Columna de Pablo Ortúzar: No te moai
Al ser patrimonio de la humanidad, la decisión respecto a su ubicación no debería basarse en las demandas ni en la imaginación de identidades nacionales modernas, sino en un balance pragmático respecto a su preservación, estudio y exhibición.
El excelente Museo de Arte Precolombino de Santiago sobrevive, igual que casi todos sus pares, como loro en el alambre. Nadie se pelea por entrar. Pero bastó que Mike Milfort, un influencer haitiano radicado en Chile, exigiera que el Museo Británico de Londres devolviera unos moai pascuenses, para que miles de chilenos, arrebatados por una pasión precolombina, consideraran un ultraje que estos artefactos permanecieran en otro país. Hasta el Presidente Gabriel Boric, cómo no, se sumó a la campaña.
El asunto está cargado de ironías. Para comenzar, el diálogo entre líderes pascuenses y el Museo Británico lleva años, con distintos gobiernos mediando, y no ha resultado conclusivo. Felipe Ward, siendo ministro de Bienes Nacionales, parecía más convencido de la necesidad cultural de devolver las estatuas que varios isleños. El desacuerdo, de hecho, parte por los hermanos Carlos y Pedro Edmunds Paoa, respectivamente Presidente del Consejo de Ancianos y Alcalde del municipio de la isla. El primero, de corte más idealista, piensa que la justicia simbólica de la devolución debe tener prioridad absoluta. El segundo, más pragmático, apunta a que la isla está llena de moais de piedra volcánica cada vez más erosionados, mientras que los de Londres se encuentran bien conservados y son cada año visitados de forma gratuita por millones de potenciales turistas.
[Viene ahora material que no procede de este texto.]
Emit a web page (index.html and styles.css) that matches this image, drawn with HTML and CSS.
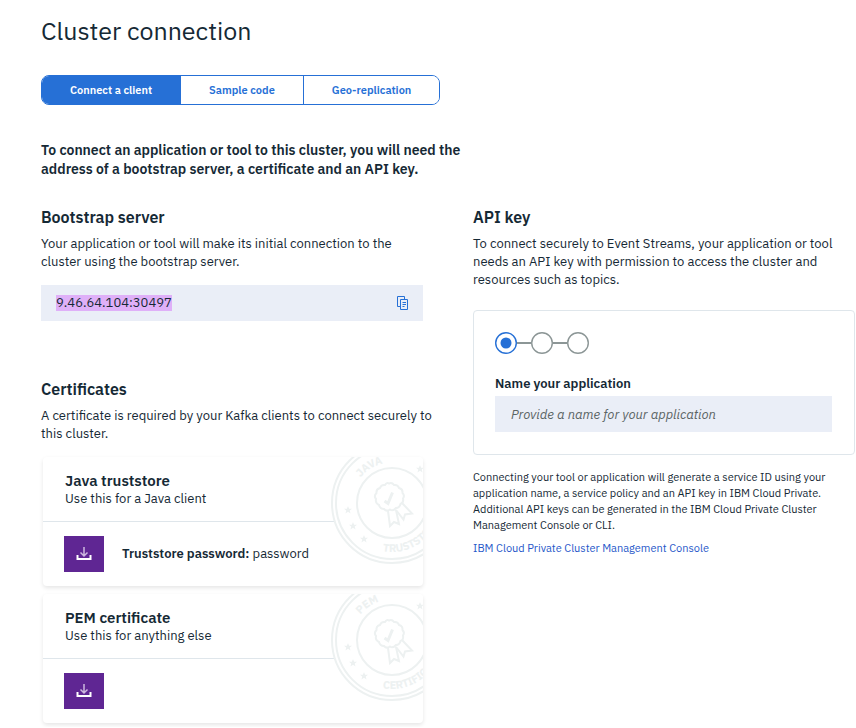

Por otro lado, es improbable que le agrade a las distintas corrientes etnonacionalistas pascuenses que los chilenos adopten como propia la demanda por los moai. No digamos que Chile les simpatiza: entre 2015 y 2018 distintos dirigentes, alcalde incluido, sostuvieron una arremetida diplomática que buscaba capitalizar la tensión entre Bolivia y Chile. Apoyaron la salida soberana al mar para Bolivia, esperando de vuelta un auspicio a las demandas soberanistas pascuenses. Un negocio sucio, podría decirse, aunque menos que arrendarle la isla a una compañía ovejera, que fue lo que el Estado chileno hizo entre 1903 y 1916, luego de incorporar en 1888 a la isla, con la promesa de proteger a sus habitantes (varios recientemente sustraídos para la explotación en guaneras peruanas, trayendo los pocos retornados la lepra). Vale la pena leer, al respecto, el libro “La Compañía Explotadora de Isla de Pascua” editado por Claudio Cristino y Miguel Fuentes.
A todo esto se suma que el actual pueblo pascuense no tiene un vínculo cultural directo con los creadores de las estatuas, pertenecientes a un grupo previo que, por algún motivo, entró en crisis terminal (algunos, como Jared Diamond en “Colapso” apuntan a un descalabro ecológico y social). Eso explica que nadie sepa qué dicen las tablillas rongorongo, así como que uno de los moai en el Museo Británico lleve el nombre de Hakananai’a, “amigo perdido o robado”, que claramente recibió hace poco. Luego, cualquiera sea el significado otorgado a las estatuas en Londres, no tiene nada de “ancestral”, sino que es producto de una etnogénesis reciente.
Por último, está el tema de fondo: ¿cada objeto en cada museo debería ser devuelto a su lugar o país de origen? La respuesta realmente es poco obvia. Los casos en discusión no son, en general, análogos al del arte robado a privados por los nazis en la Segunda Guerra. Se trata de objetos de un pasado distante, muchas veces inconexo con la realidad de quienes habitan hoy sus lugares de origen, con historias de apropiación normalmente más complejas, aunque no por ello felices, que el simple “robo”. Luego, al ser patrimonio de la humanidad, la decisión respecto a su ubicación no debería basarse en las demandas ni en la imaginación de identidades nacionales modernas, sino en un balance pragmático respecto a su preservación, estudio y exhibición. Uno pensaría, de hecho, que un influencer cosmopolita como Milfort estaría más de acuerdo con esto que con exaltar orgullos nacionales ajenos. La mejor defensa de este argumento que he leído es “Keeping their Marbles” de la académica británica Tiffany Jenkins, donde argumenta con solidez que los frisos del Partenón permanezcan en Londres, aunque me costó no terminarlo pensando qué pasaría si los dólmenes de Stonehenge estuvieran conservados en un estupendo museo en Atenas.